======== Dataset excerpts

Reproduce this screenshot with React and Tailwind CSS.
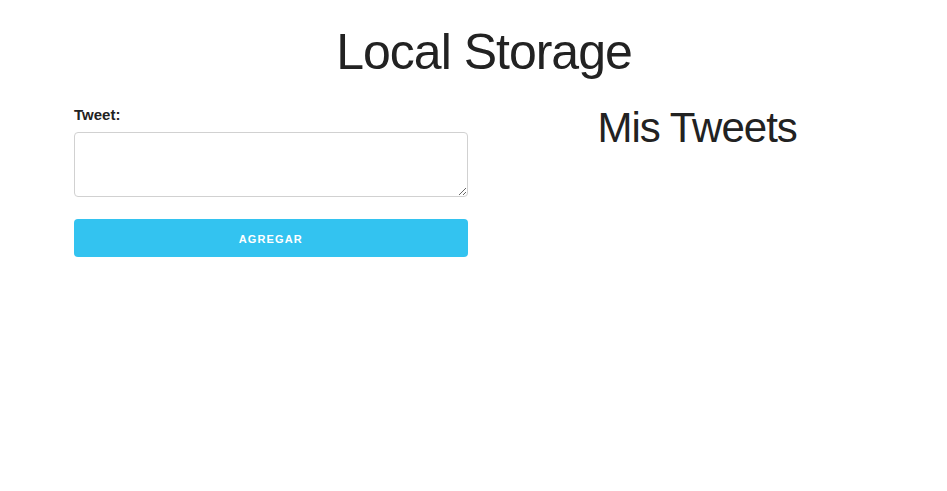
import React from 'react';

const App = () => {
  return (
    <div className="min-h-screen bg-white font-['Liberation_Sans',Arial,sans-serif] text-[#222]">
      <div className="ml-[74px] w-[820px] pt-[22px]">
        <h1 className="text-center text-[50px] leading-[60px] tracking-[-1px] font-light mb-[20px]">Local Storage</h1>

        <div className="flex gap-[32.8px]">
          {/* form */}
          <div className="w-[393.6px] pt-[1px]">
            <label className="block text-[15px] leading-[24px] font-semibold mb-[5px]">Tweet:</label>
            <textarea className="block w-full h-[65px] min-h-[65px] px-[10px] py-[6px] border border-[#D1D1D1] rounded-[4px] bg-white mb-[22px]" />
            <button className="block w-full h-[38px] pt-[2px] rounded-[4px] bg-[#33C3F0] text-white text-[11px] font-semibold tracking-[1.1px] uppercase">
              Agregar
            </button>
          </div>

          {/* lista */}
          <div className="w-[393.6px]">
            <h2 className="text-center text-[42px] leading-[52px] tracking-[-1px] font-light">Mis Tweets</h2>
          </div>
        </div>
      </div>
    </div>
  );
};

export default App;
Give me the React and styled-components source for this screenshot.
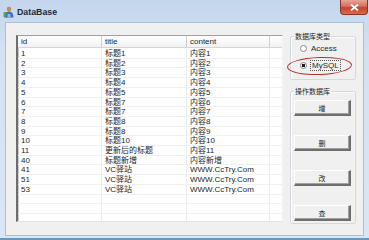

================

▶ _Stated problem_: Reproduce each record above by retyping it exactly; omit all images.

▶ _The reply_:
Reproduce this screenshot with React and Tailwind CSS.
import React from 'react';

const App = () => {
  return (
    <div className="min-h-screen bg-white font-['Liberation_Sans',Arial,sans-serif] text-[#222]">
      <div className="ml-[74px] w-[820px] pt-[22px]">
        <h1 className="text-center text-[50px] leading-[60px] tracking-[-1px] font-light mb-[20px]">Local Storage</h1>

        <div className="flex gap-[32.8px]">
          {/* form */}
          <div className="w-[393.6px] pt-[1px]">
            <label className="block text-[15px] leading-[24px] font-semibold mb-[5px]">Tweet:</label>
            <textarea className="block w-full h-[65px] min-h-[65px] px-[10px] py-[6px] border border-[#D1D1D1] rounded-[4px] bg-white mb-[22px]" />
            <button className="block w-full h-[38px] pt-[2px] rounded-[4px] bg-[#33C3F0] text-white text-[11px] font-semibold tracking-[1.1px] uppercase">
              Agregar
            </button>
          </div>

          {/* lista */}
          <div className="w-[393.6px]">
            <h2 className="text-center text-[42px] leading-[52px] tracking-[-1px] font-light">Mis Tweets</h2>
          </div>
        </div>
      </div>
    </div>
  );
};

export default App;
Give me the React and styled-components source for this screenshot.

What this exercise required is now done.